-- WORK REQUIRED --
Leaving the pictures out, print the lines from the first line of the listing through the line containing "</body></html>", exactly as they read, and no others.

-- RECORDS FOR THE EXERCISE --
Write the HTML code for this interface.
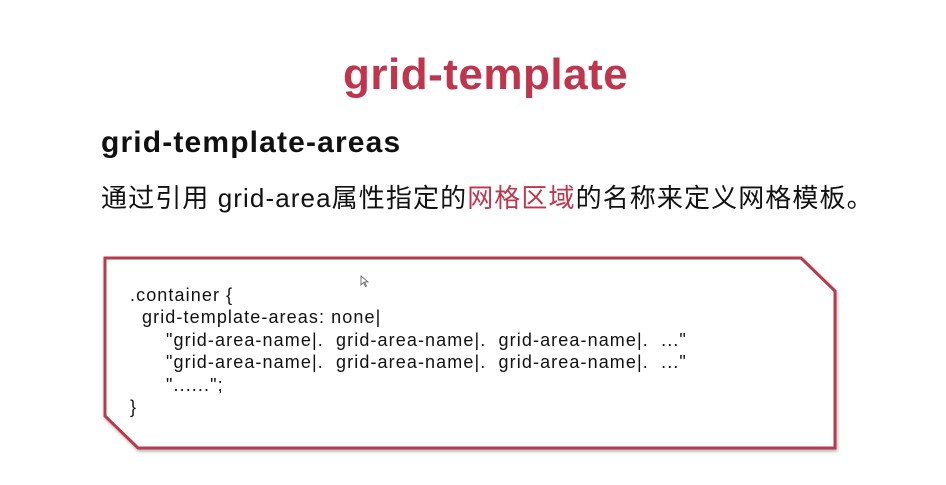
<!DOCTYPE html>
<html><head><meta charset="utf-8"><style>
body{margin:0;width:946px;height:485px;background:#fff;position:relative;overflow:hidden;font-family:"Liberation Sans","Noto Sans CJK SC",sans-serif}
.t{position:absolute;left:343px;top:50px;font-size:44px;font-weight:bold;color:#c0344c;letter-spacing:0.5px;white-space:nowrap}
.h{position:absolute;left:101px;top:126px;font-size:30px;font-weight:bold;color:#111;letter-spacing:1.15px;white-space:nowrap}
.p{position:absolute;left:101px;top:178px;font-size:26px;color:#111;white-space:nowrap;letter-spacing:1.1px}
.p span{color:#c0344c}
.code{position:absolute;left:130px;top:284px;font-size:18px;line-height:22.4px;color:#111;white-space:pre;letter-spacing:1.1px}
.code div{white-space:pre}
</style></head><body>
<div class="t">grid-template</div>
<div class="h">grid-template-areas</div>
<div class="p">通过引用 grid-area属性指定的<span>网格区域</span>的名称来定义网格模板。</div>
<svg style="position:absolute;left:0;top:0" width="946" height="485">
<defs><filter id="s"><feDropShadow dx="1" dy="2" stdDeviation="1.5" flood-color="#000" flood-opacity="0.3"/></filter></defs>
<polygon points="105,258 801,258 835,291 835,448 138,448 105,416" fill="#fff" stroke="#b83a4e" stroke-width="3" filter="url(#s)"/>
<path d="M361 276 v9 l2.5-2.5 2 4 1-.5-2-4 h3.5z" fill="#fff" stroke="#555" stroke-width="0.8"/>
</svg>
<div class="code"><div>.container {</div><div style="padding-left:12px">grid-template-areas: none|</div><div style="padding-left:36px">"grid-area-name|.  grid-area-name|.  grid-area-name|.  ..."</div><div style="padding-left:36px">"grid-area-name|.  grid-area-name|.  grid-area-name|.  ..."</div><div style="padding-left:36px">"......";</div><div>}</div></div>
</body></html>
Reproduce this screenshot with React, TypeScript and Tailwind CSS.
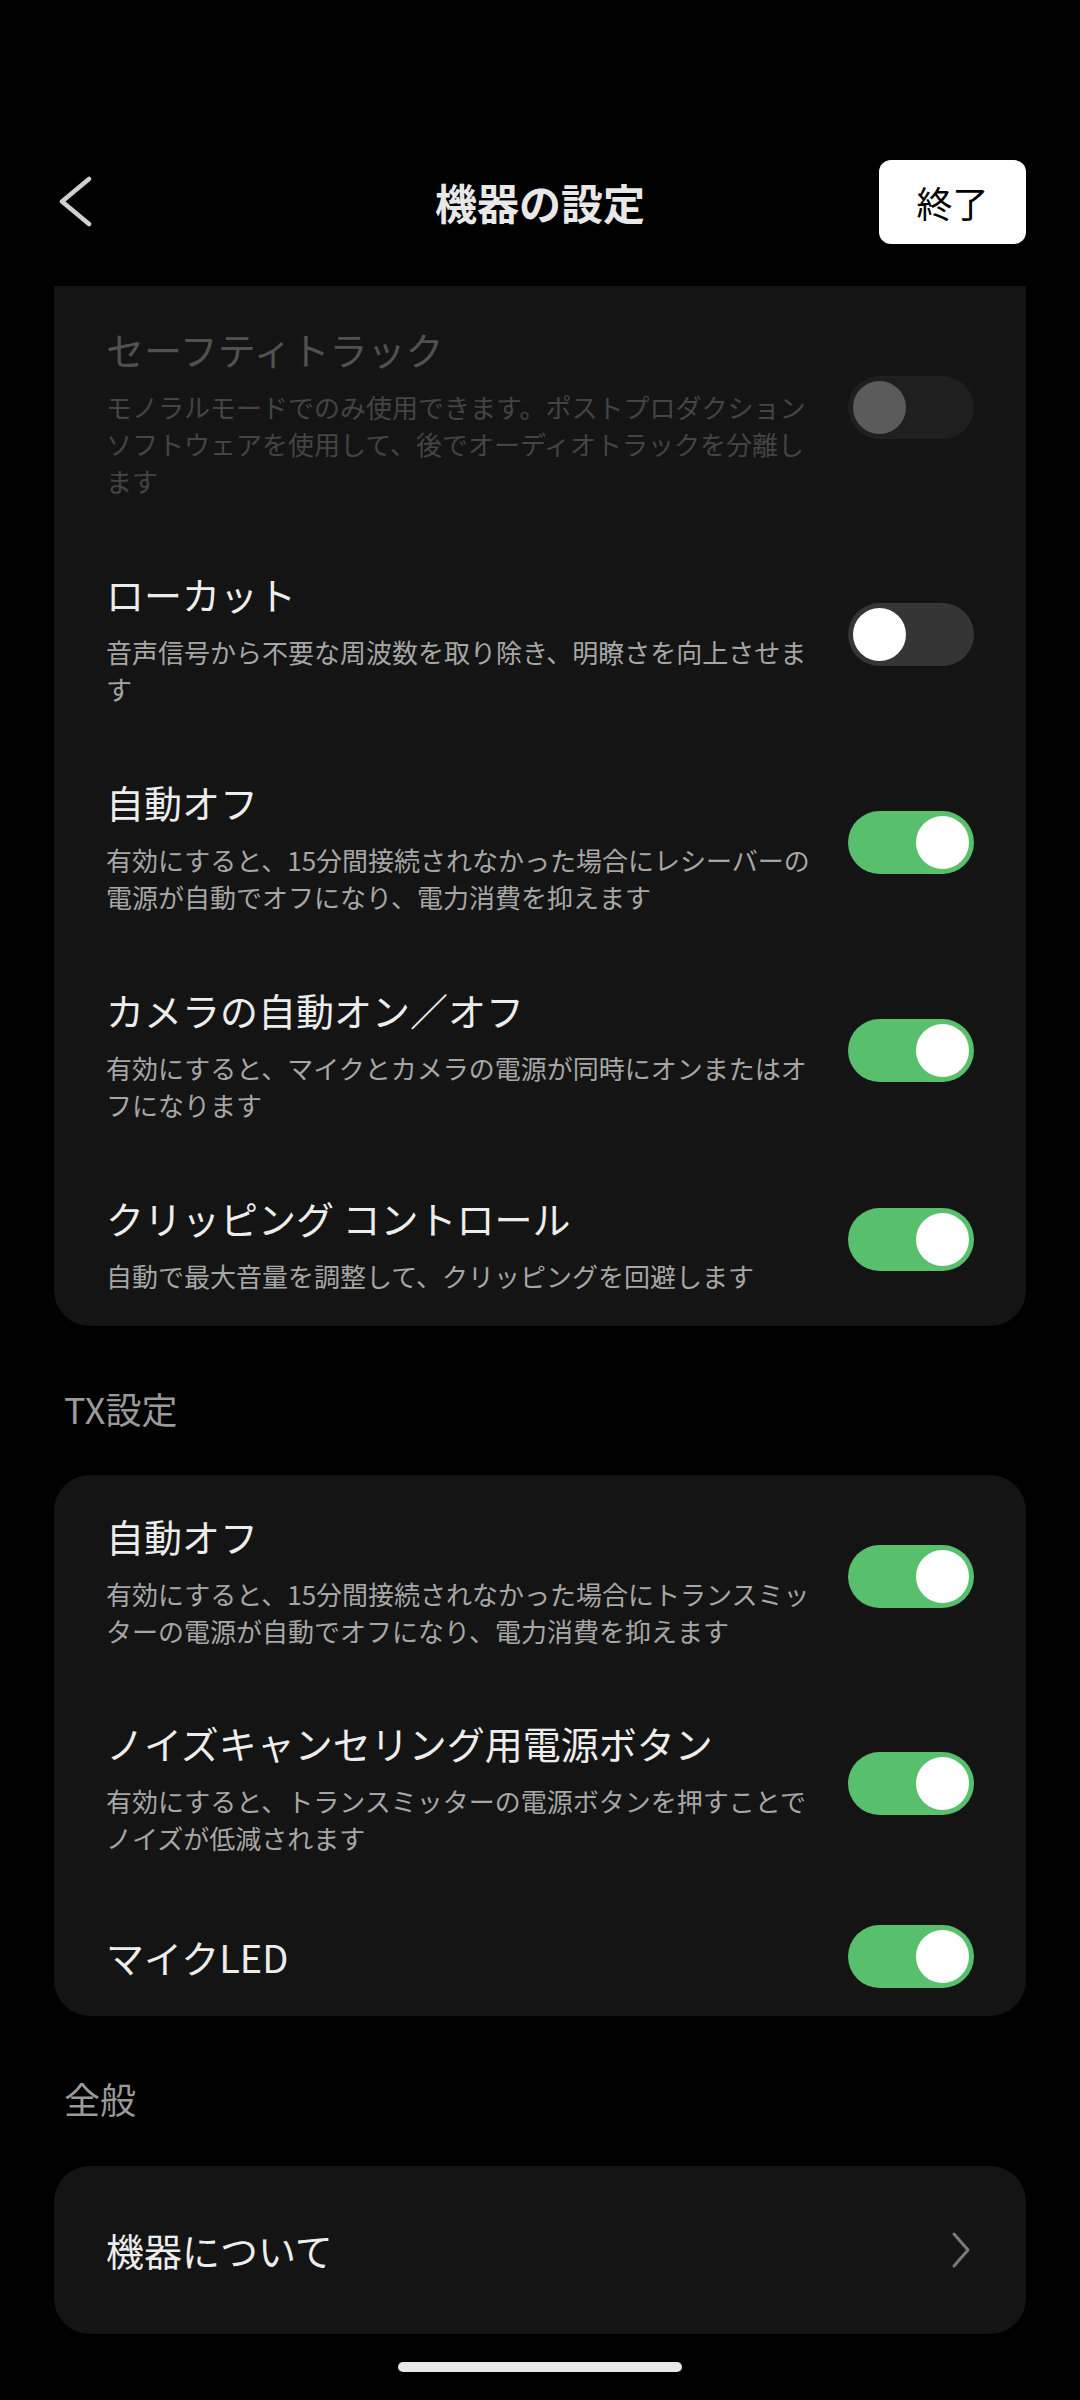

-- ANSWER TO THIS PROBLEM --
Write the HTML code for this interface.
<!DOCTYPE html>
<html><head><meta charset="utf-8"><style>
body{margin:0;width:946px;height:485px;background:#fff;position:relative;overflow:hidden;font-family:"Liberation Sans","Noto Sans CJK SC",sans-serif}
.t{position:absolute;left:343px;top:50px;font-size:44px;font-weight:bold;color:#c0344c;letter-spacing:0.5px;white-space:nowrap}
.h{position:absolute;left:101px;top:126px;font-size:30px;font-weight:bold;color:#111;letter-spacing:1.15px;white-space:nowrap}
.p{position:absolute;left:101px;top:178px;font-size:26px;color:#111;white-space:nowrap;letter-spacing:1.1px}
.p span{color:#c0344c}
.code{position:absolute;left:130px;top:284px;font-size:18px;line-height:22.4px;color:#111;white-space:pre;letter-spacing:1.1px}
.code div{white-space:pre}
</style></head><body>
<div class="t">grid-template</div>
<div class="h">grid-template-areas</div>
<div class="p">通过引用 grid-area属性指定的<span>网格区域</span>的名称来定义网格模板。</div>
<svg style="position:absolute;left:0;top:0" width="946" height="485">
<defs><filter id="s"><feDropShadow dx="1" dy="2" stdDeviation="1.5" flood-color="#000" flood-opacity="0.3"/></filter></defs>
<polygon points="105,258 801,258 835,291 835,448 138,448 105,416" fill="#fff" stroke="#b83a4e" stroke-width="3" filter="url(#s)"/>
<path d="M361 276 v9 l2.5-2.5 2 4 1-.5-2-4 h3.5z" fill="#fff" stroke="#555" stroke-width="0.8"/>
</svg>
<div class="code"><div>.container {</div><div style="padding-left:12px">grid-template-areas: none|</div><div style="padding-left:36px">"grid-area-name|.  grid-area-name|.  grid-area-name|.  ..."</div><div style="padding-left:36px">"grid-area-name|.  grid-area-name|.  grid-area-name|.  ..."</div><div style="padding-left:36px">"......";</div><div>}</div></div>
</body></html>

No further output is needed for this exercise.